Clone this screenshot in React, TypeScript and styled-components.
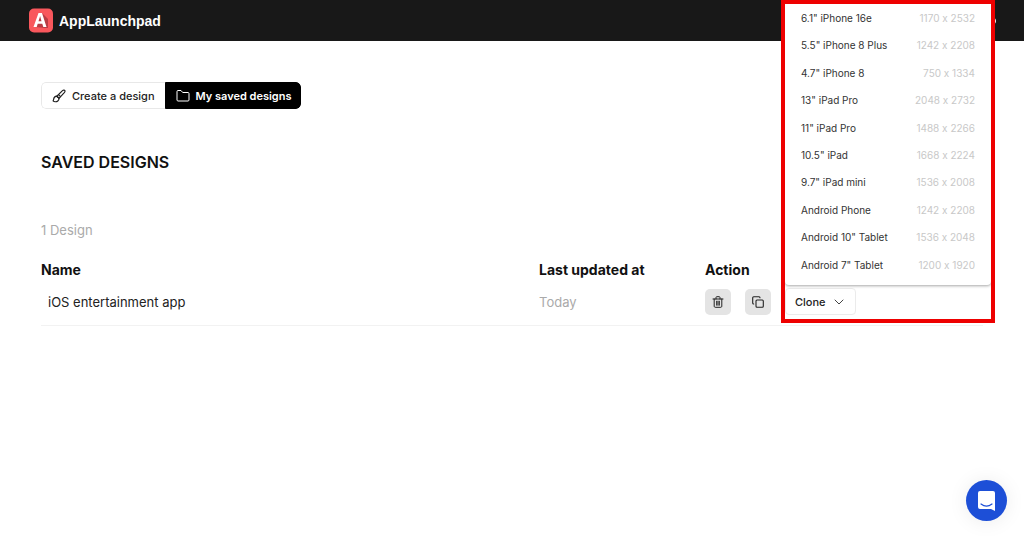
import React from "react";
import styled, { createGlobalStyle } from "styled-components";

const GlobalStyle = createGlobalStyle`
  *, *::before, *::after { box-sizing: border-box; }
  body {
    margin: 0;
    background: #fff;
    color: #111;
    font-family: Inter, "Liberation Sans", sans-serif;
    font-size: 13px;
    font-feature-settings: "calt" 0;
    overflow-x: hidden;
  }
  button { font: inherit; color: inherit; cursor: pointer; }
`;

const Header = styled.header`
  display: flex;
  align-items: center;
  justify-content: space-between;
  height: 41px;
  padding: 0 28px;
  background: #181818;
  color: #fff;
`;

const Brand = styled.a`
  display: flex;
  align-items: center;
  gap: 6px;
  color: #fff;
  font: bold 14px/20px "Liberation Sans", Arial, sans-serif;
  text-decoration: none;
`;

const AccountButton = styled.button`
  width: 14px;
  height: 10px;
  padding: 0;
  border: 1px solid #fff;
  border-radius: 50%;
  background: transparent;
`;

const Main = styled.main`
  padding: 41px 41px 0;
`;

const Tabs = styled.nav`
  display: flex;
  width: max-content;
  border-radius: 5px;
  overflow: hidden;
`;

const Tab = styled.button<{ $active?: boolean }>`
  display: flex;
  align-items: center;
  gap: 6px;
  height: 27px;
  padding: 0 ${(p) => (p.$active ? "8px" : "10px")} 0 10px;
  border: 1px solid ${(p) => (p.$active ? "#000" : "#e8e8e8")};
  border-right-width: ${(p) => (p.$active ? "1px" : "0")};
  border-radius: ${(p) => (p.$active ? "0 5px 5px 0" : "5px 0 0 5px")};
  background: ${(p) => (p.$active ? "#000" : "#fff")};
  color: ${(p) => (p.$active ? "#fff" : "#222")};
  font-size: 11px;
  font-weight: ${(p) => (p.$active ? 600 : 500)};
  line-height: 16px;
`;

const Title = styled.h1`
  margin: 41px 0 0;
  font-size: 16px;
  font-weight: 600;
  line-height: 24px;
`;

const Count = styled.p`
  margin: 46px 0 0;
  color: #aaa;
  font-size: 13px;
  line-height: 20px;
`;

const Table = styled.table`
  width: 100%;
  margin-top: 17px;
  border-collapse: collapse;
  table-layout: fixed;
`;

const HeadCell = styled.th<{ $width?: string }>`
  width: ${(p) => p.$width ?? "auto"};
  padding: 0;
  height: 25px;
  font-size: 14px;
  font-weight: 700;
  text-align: left;
`;

const Cell = styled.td<{ $muted?: boolean; $inset?: boolean }>`
  height: 43px;
  padding: 0 0 3px ${(p) => (p.$inset ? "7px" : "0")};
  border-bottom: 1px solid #f2f2f2;
  color: ${(p) => (p.$muted ? "#aaa" : "#222")};
  font-size: 13px;
`;

const Actions = styled.div`
  display: flex;
  align-items: center;
  gap: 14px;
`;

const IconButton = styled.button`
  display: grid;
  flex: none;
  place-items: center;
  width: 26px;
  height: 26px;
  padding: 0;
  border: 0;
  border-radius: 5px;
  background: #e4e4e4;
`;

const CloneMenu = styled.div`
  position: relative;
  flex: none;
`;

const CloneButton = styled.button`
  display: flex;
  align-items: center;
  gap: 8px;
  width: 71px;
  height: 27px;
  padding: 0 9px;
  border: 1px solid #ebebeb;
  border-radius: 4px;
  background: #fff;
  font-size: 11px;
  font-weight: 500;
`;

const Highlight = styled.div`
  position: absolute;
  left: -4px;
  bottom: -8px;
  width: 214px;
  height: 323px;
  border: 4px solid #ee0000;
  pointer-events: none;
`;

const Menu = styled.ul`
  position: absolute;
  left: 0;
  bottom: calc(100% + 3px);
  display: grid;
  grid-auto-rows: 1fr;
  width: 206px;
  height: 282px;
  margin: 0;
  padding: 1px 0 7px;
  border-radius: 0 0 4px 4px;
  background: #fff;
  box-shadow: 0 1px 3px rgba(0, 0, 0, 0.35);
  list-style: none;
`;

const MenuItem = styled.button`
  display: flex;
  align-items: center;
  justify-content: space-between;
  width: 100%;
  height: 100%;
  padding: 0 16px;
  border: 0;
  background: transparent;
  color: #333;
  font-size: 10px;
`;

const Resolution = styled.span`
  color: #c8c8c8;
`;

const ChatButton = styled.button`
  position: fixed;
  right: 17px;
  bottom: 17px;
  display: grid;
  place-items: center;
  width: 41px;
  height: 41px;
  padding: 0;
  border: 0;
  border-radius: 50%;
  background: #1d4fd7;
  box-shadow: 0 1px 20px rgba(0, 0, 0, 0.08);
`;

const devices = [
  ['6.1" iPhone 16e', "1170 x 2532"],
  ['5.5" iPhone 8 Plus', "1242 x 2208"],
  ['4.7" iPhone 8', "750 x 1334"],
  ['13" iPad Pro', "2048 x 2732"],
  ['11" iPad Pro', "1488 x 2266"],
  ['10.5" iPad', "1668 x 2224"],
  ['9.7" iPad mini', "1536 x 2008"],
  ["Android Phone", "1242 x 2208"],
  ['Android 10" Tablet', "1536 x 2048"],
  ['Android 7" Tablet', "1200 x 1920"],
];

const Logo = () => (
  <svg width="25" height="25" viewBox="0 0 25 25" aria-hidden="true">
    <rect x="1" y="0.5" width="24" height="24" rx="5" fill="#f9575c" />
    <path d="M14 5 20 11 20 20 17 20 7 19Z" fill="#b93c43" />
    <path d="M5.500 19 10.500 5H14L18.500 19H15.300L14.300 15.700H9.700L8.700 19Z M10.500 13.200H13.500L12.100 8Z" fill="#fff" fillRule="evenodd" />
  </svg>
);

const BrushIcon = () => (
  <svg width="14" height="14" viewBox="0 0 14 14" fill="none" stroke="#222" strokeWidth="1.200" strokeLinecap="round" strokeLinejoin="round" aria-hidden="true">
    <path d="M4.800 7.200 10.500 1.600C11.400.8 13.300.9 13 2.500c-.1.500-.4.800-.7 1.200L7 9.300Z" />
    <path d="M4.800 7.200c-1.700.2-2.900 1.200-3.100 2.700-.1.900-.3 1.400-.6 2 .9 1 3.400 1.200 4.700.1.900-.7 1.300-1.600 1.200-2.700Z" />
    <path d="m6.500 5.700 2 2" />
  </svg>
);

const FolderIcon = () => (
  <svg width="14" height="14" viewBox="0 0 14 14" fill="none" stroke="#fff" strokeWidth="1" strokeLinejoin="round" aria-hidden="true">
    <path d="M1 2.500c0-.6.4-1 1-1h3l1.700 2H12c.6 0 1 .4 1 1V11c0 .6-.4 1-1 1H2c-.6 0-1-.4-1-1Z" />
  </svg>
);

const TrashIcon = () => (
  <svg width="12" height="12" viewBox="0 0 12 12" fill="none" stroke="#222" strokeWidth="1" strokeLinecap="round" strokeLinejoin="round" aria-hidden="true">
    <path d="M1 3h10M4 3V1.500c0-.5.300-.8.800-.8h2.400c.5 0 .8.300.8.800V3M2.200 3v7.300c0 .6.400 1 1 1h5.600c.6 0 1-.4 1-1V3M4.700 5.200v4M6 5.200v4M7.300 5.200v4" />
  </svg>
);

const CopyIcon = () => (
  <svg width="12" height="12" viewBox="0 0 12 12" fill="none" stroke="#222" strokeWidth="1.100" strokeLinecap="round" strokeLinejoin="round" aria-hidden="true">
    <rect x="4" y="4" width="7.300" height="7.300" rx="1" />
    <path d="M1.700 8c-.6 0-1-.4-1-1V1.700c0-.6.4-1 1-1H7c.6 0 1 .4 1 1" />
  </svg>
);

const ChevronIcon = () => (
  <svg width="10" height="10" viewBox="0 0 10 10" fill="none" stroke="#444" strokeWidth="1" strokeLinecap="round" strokeLinejoin="round" aria-hidden="true">
    <path d="m1 3 4 4 4-4" />
  </svg>
);

const ChatIcon = () => (
  <svg width="20" height="22" viewBox="0 0 20 22" aria-hidden="true">
    <path d="M3 1h13a2 2 0 0 1 2 2v18l-4-2H3a2 2 0 0 1-2-2V3a2 2 0 0 1 2-2Z" fill="#fff" />
    <path d="M4 14c3.300 2.500 7.700 2.500 11 0" fill="none" stroke="#1d4fd7" strokeWidth="1.200" strokeLinecap="round" />
  </svg>
);

export default function App() {
  return (
    <>
      <GlobalStyle />
      <Header>
        <Brand href="#">
          <Logo />
          AppLaunchpad
        </Brand>
        <AccountButton aria-label="Account" />
      </Header>
      <Main>
        <Tabs aria-label="Designs">
          <Tab>
            <BrushIcon />
            Create a design
          </Tab>
          <Tab $active aria-current="page">
            <FolderIcon />
            My saved designs
          </Tab>
        </Tabs>
        <Title>SAVED DESIGNS</Title>
        <Count>1 Design</Count>
        <Table>
          <thead>
            <tr>
              <HeadCell scope="col">Name</HeadCell>
              <HeadCell scope="col" $width="166px">Last updated at</HeadCell>
              <HeadCell scope="col" $width="278px">Action</HeadCell>
            </tr>
          </thead>
          <tbody>
            <tr>
              <Cell $inset>iOS entertainment app</Cell>
              <Cell $muted>Today</Cell>
              <Cell>
                <Actions>
                  <IconButton aria-label="Delete design"><TrashIcon /></IconButton>
                  <IconButton aria-label="Duplicate design"><CopyIcon /></IconButton>
                  <CloneMenu>
                    <CloneButton aria-expanded="true">
                      Clone
                      <ChevronIcon />
                    </CloneButton>
                    <Menu>
                      {devices.map(([name, size]) => (
                        <li key={name}>
                          <MenuItem>
                            {name}
                            <Resolution>{size}</Resolution>
                          </MenuItem>
                        </li>
                      ))}
                    </Menu>
                    <Highlight />
                  </CloneMenu>
                </Actions>
              </Cell>
            </tr>
          </tbody>
        </Table>
      </Main>
      <ChatButton aria-label="Open chat">
        <ChatIcon />
      </ChatButton>
    </>
  );
}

= Exercise requirements =
Gather up every line in the data above that contains the word "React", copying each one.

= Exercise output =
Clone this screenshot in React, TypeScript and styled-components.
import React from "react";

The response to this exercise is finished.